UNIVERSITY OF GUELPH MFA PROGRAM exhibition RUNS TO AUG 4. WED-SAT 11AM-5PM. BIRCH LIBRALATO, 129 TECUMSETH. 416-365-3003. WWW.BIRCHLIBRALATO.COM.
Birch Libralato's University of Guelph MFA Program Exhibition is often
outrageous, literally: conceptualism remains the name of the game in
graduate fine art departments, and that means a fair bit of faceless,
coy work. So go ahead and balk (and bark) at something like Victoria
Cheung's Number, very simply a stack of white paper with each
sheet hand-embossed with the Braille number sign (and going for a cool
$1,400).
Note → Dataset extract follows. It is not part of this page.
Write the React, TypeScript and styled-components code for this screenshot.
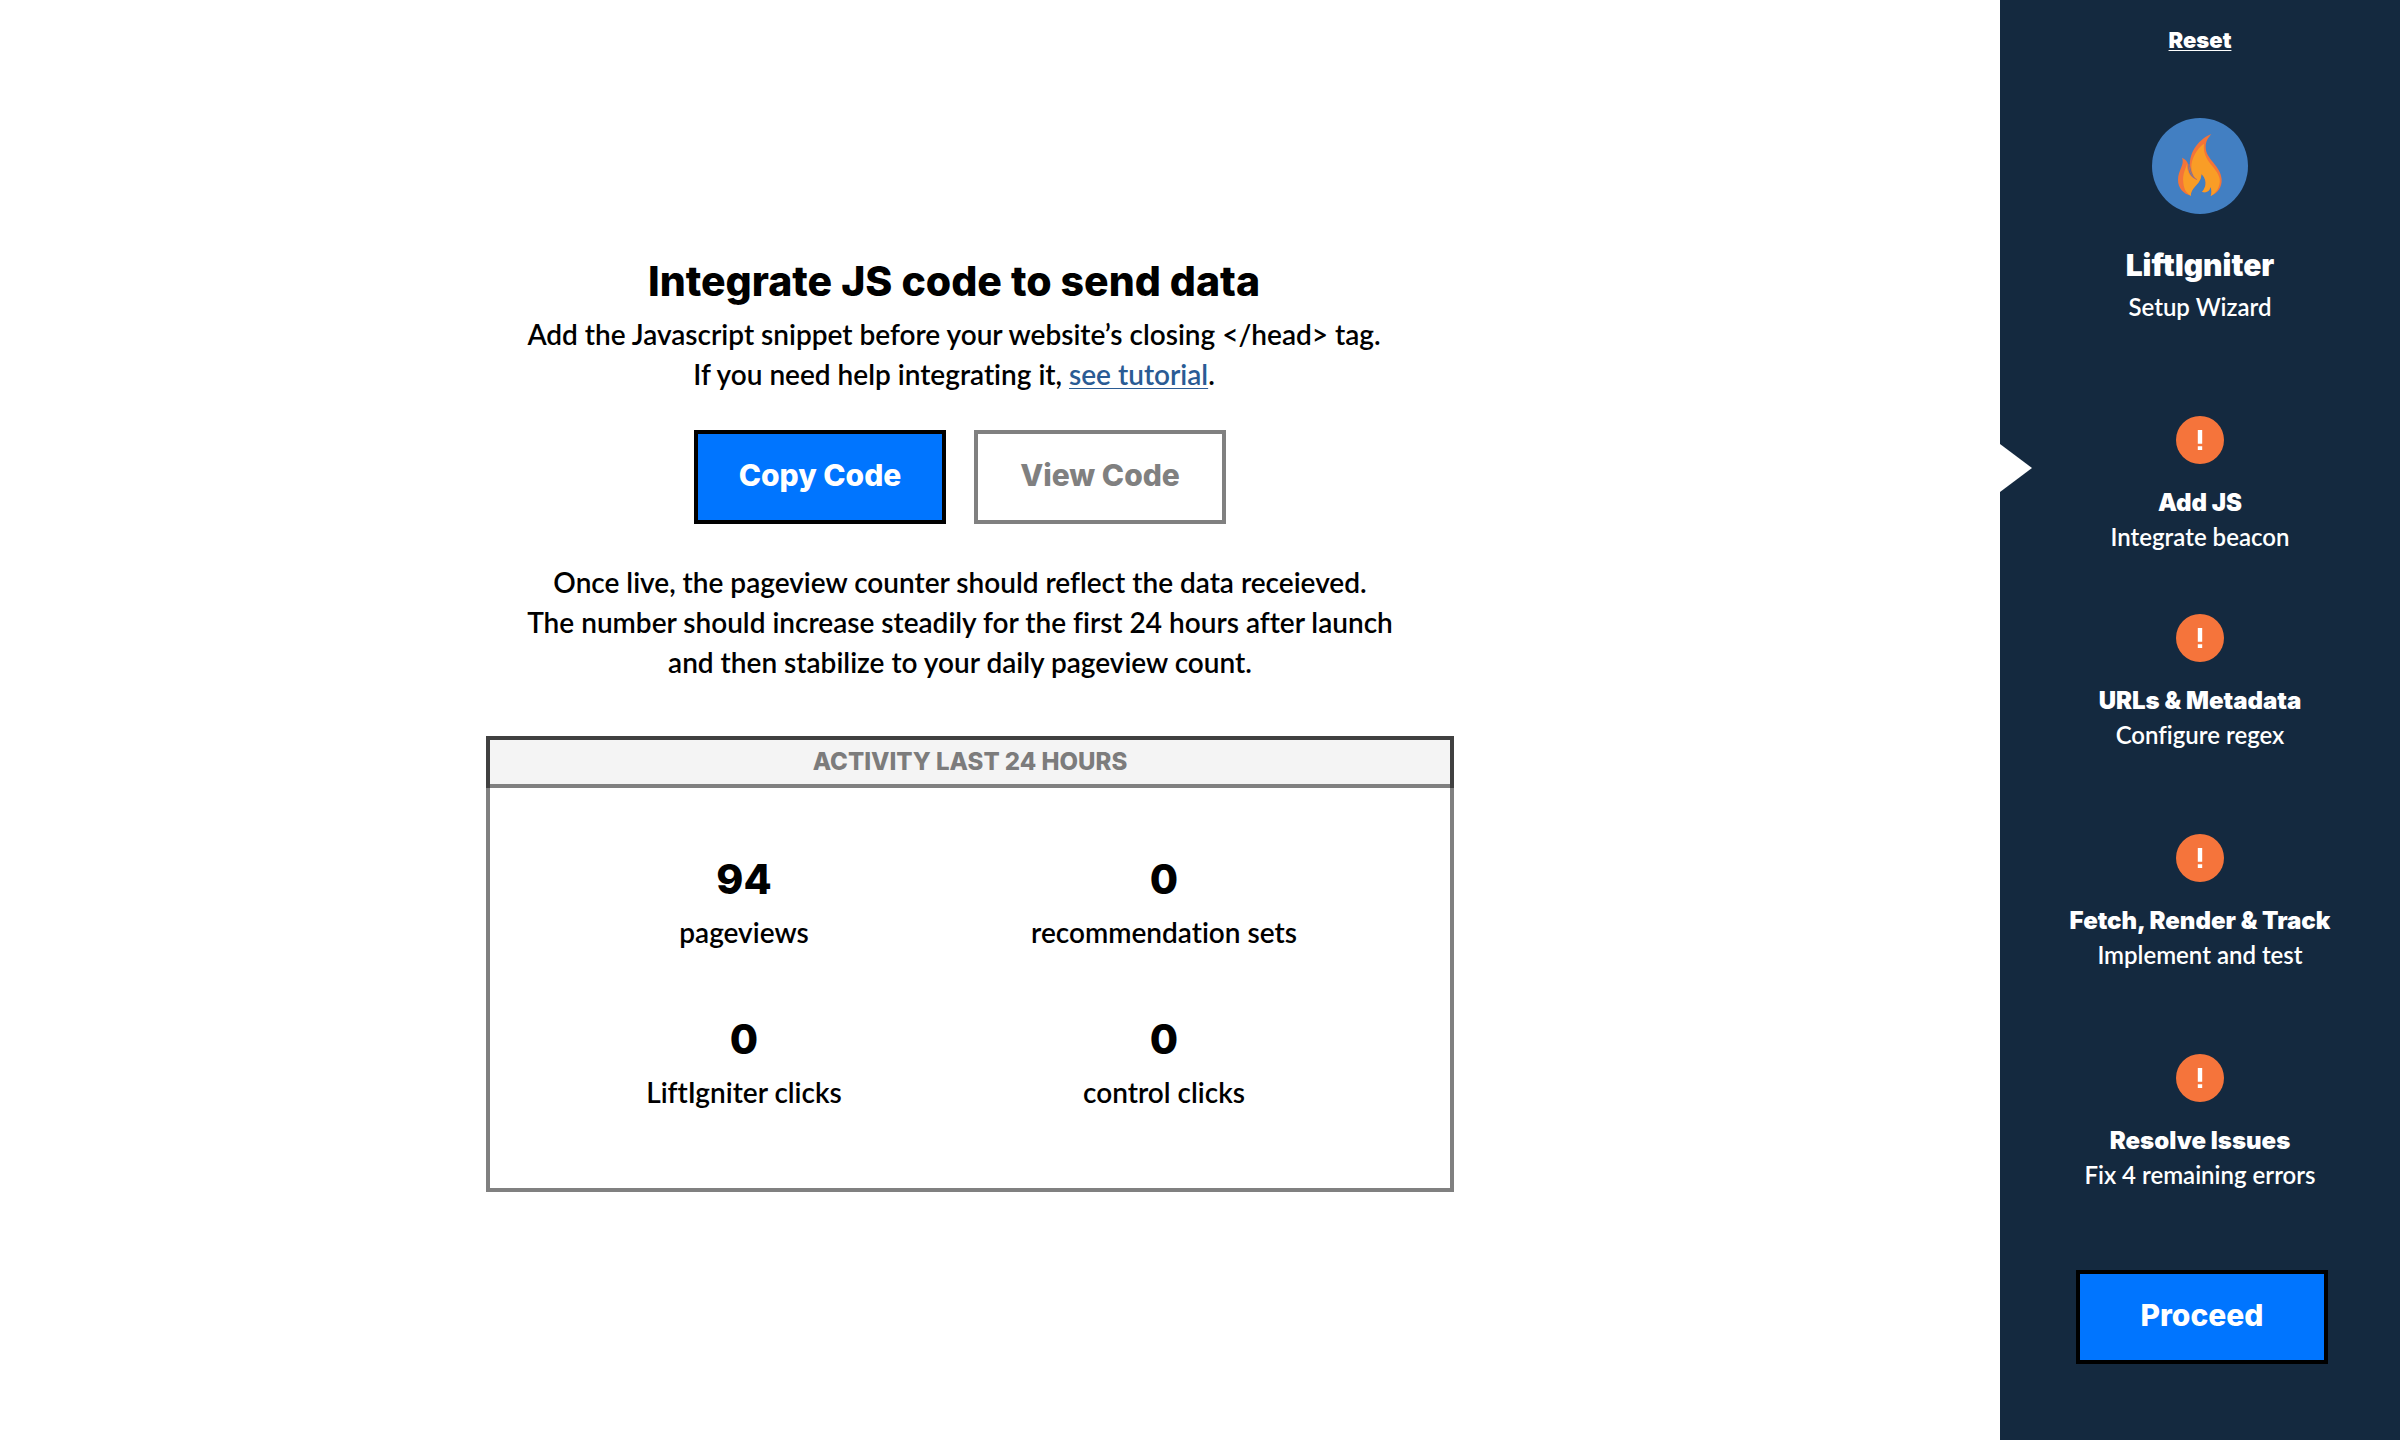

Other works seem, ahem, more interesting, but in an extremely
aloof way: Kevin Rodgers' Shelf (Ann Coulter) has a nice little
sketch of the titular blond crackpot, though damned if I know what it
means. It's pleasant enough to see that Joel Herman has appreciated
Josef Albers' designs for Enoch Light's Persuasive Percussion record
covers of the '50s, though he's not done much to them that the original
covers don't do all by themselves. Mild smiles might be elicited by
Jenn E. Norton's Transit Station video piece, which takes on
pop culture Ann Magnuson-style (read: in a way that's pretty old-hat by
now), presenting a series of fake, trashy programs that come and go, as
if being flipped through on a television. The two best artists here,
Maura Doyle and Red, take on the city, a good, proper, coherent subject
for conceptualism: Red has made a large rug of grass out of foam, and a
cool-looking sculpture of little houses on the edge of a giant cliff
(apparently it's just a maquette for a full wall piece, which makes it
more impressive somehow); Doyle has made a quietly hilarious video
about Toronto being inundated with empty chip bags – a pointed reminder
that banality comes in much more evil forms than art about nothing.